Klausner contends, “Proceeding in this manner provides the best opportunity to maximize value for the benefit of the debtor’s estate and its creditors, while avoiding having the sale process held hostage by CSLP while its alleged lien rights are sorted out. 

“As discussed, it is critical that the debtor seize upon the momentum and interest generated in connection with the recently concluded sale for over $61 million in the Klausner Lumber One LLC bankruptcy case.”

Proceeding this way, Klausner contends, would mean the only matter that the court would then have to determine prior to the approval of this proposed revised county settlement or an eventual sale would be CSLP’s credit bidding rights — or complete lack thereof. 

“This would even allow the above proposed schedule to be lengthened by several months without prejudicing the debtor since the litigation would not need to be concluded prior to the debtor being able to sell the real property along with its other assets.”

Revised settlement

The documents say after negotiations with the county, Klausner and the county have successfully negotiated a revised settlement which Klausner believes will partially resolve the concerns of Carolina Sawmills.

The hearing on the revised settlement will be heard on November 9 in Wilmington, Delaware at 10 a.m.

The revision notes a settlement order would require the county to reconvey property to Klausner pursuant to any order approving a sale.

Under terms of the revised settlement there remains an $11 million strike price but instead of the county receiving $4.5 million, it would receive $4.6 million. The first $1.5 million would be paid to the debtor.

In the event Klausner and the county are unable to sell the property for the strike price the county would be free to sell the property on its own terms and Klausner would be free to sell the person property on its own terms.

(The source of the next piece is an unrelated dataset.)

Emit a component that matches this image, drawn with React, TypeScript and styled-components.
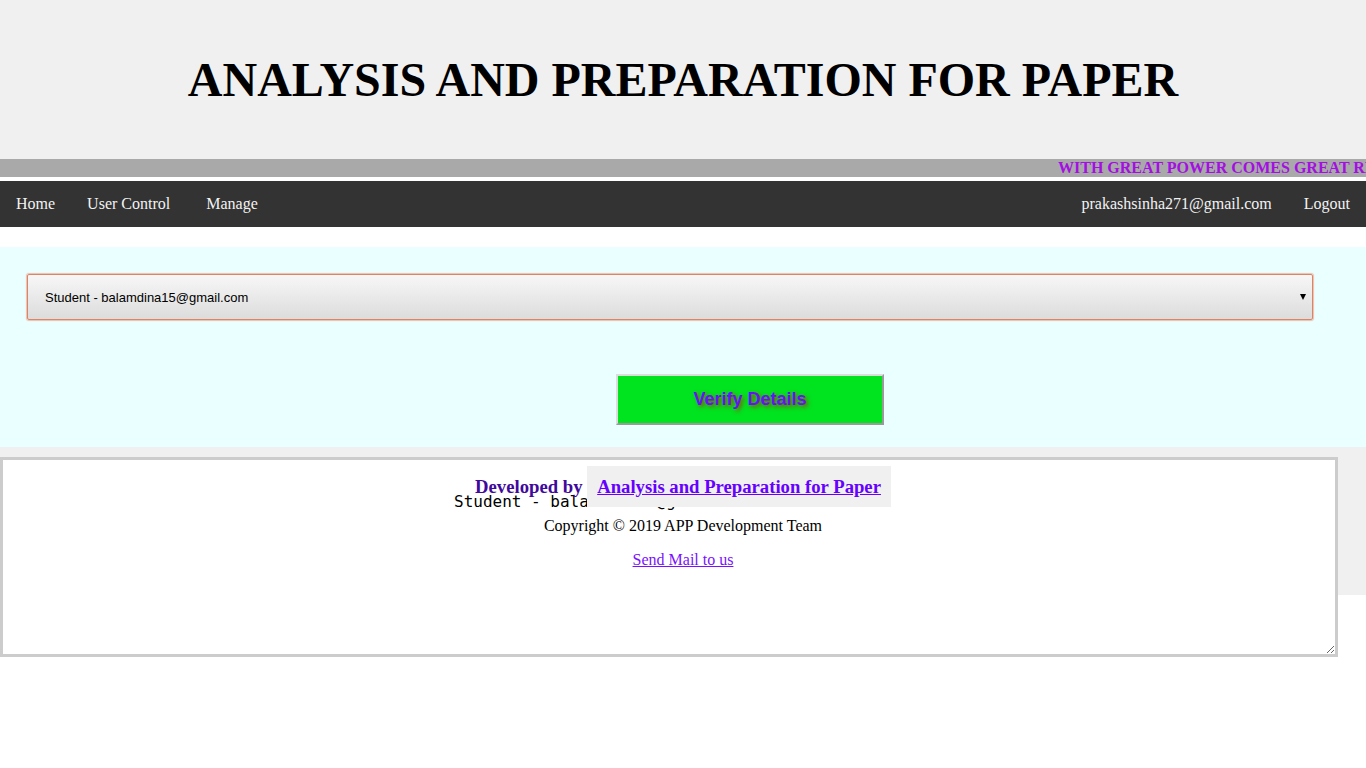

The documents note, with some exceptions, the county acknowledges that it has no right, title, or interest in the scheduled personal property.

Klausner background

Klausner was announced by former Governor Beverly Perdue in 2012 as an economic development project which would bring 350 jobs to Halifax County and represented what was to be a $130 million investment.

The motion by Klausner seeking approval of the settlement said the company was to be one of the first new sawmills built in the United States for some time. 

It was to use European technology “that would result in efficiencies of operations and production, and far greater utilization and less waste of raw materials,” and if successful would have brought a competitive advantage over domestic lumber mills. 

Construction of the sawmill began in 2014. 

Several setbacks and delays occurred during construction over the next several years, and the debtor’s sawmill never became fully operational, which caused a drain on liquidity, previous documents reviewed in the case show.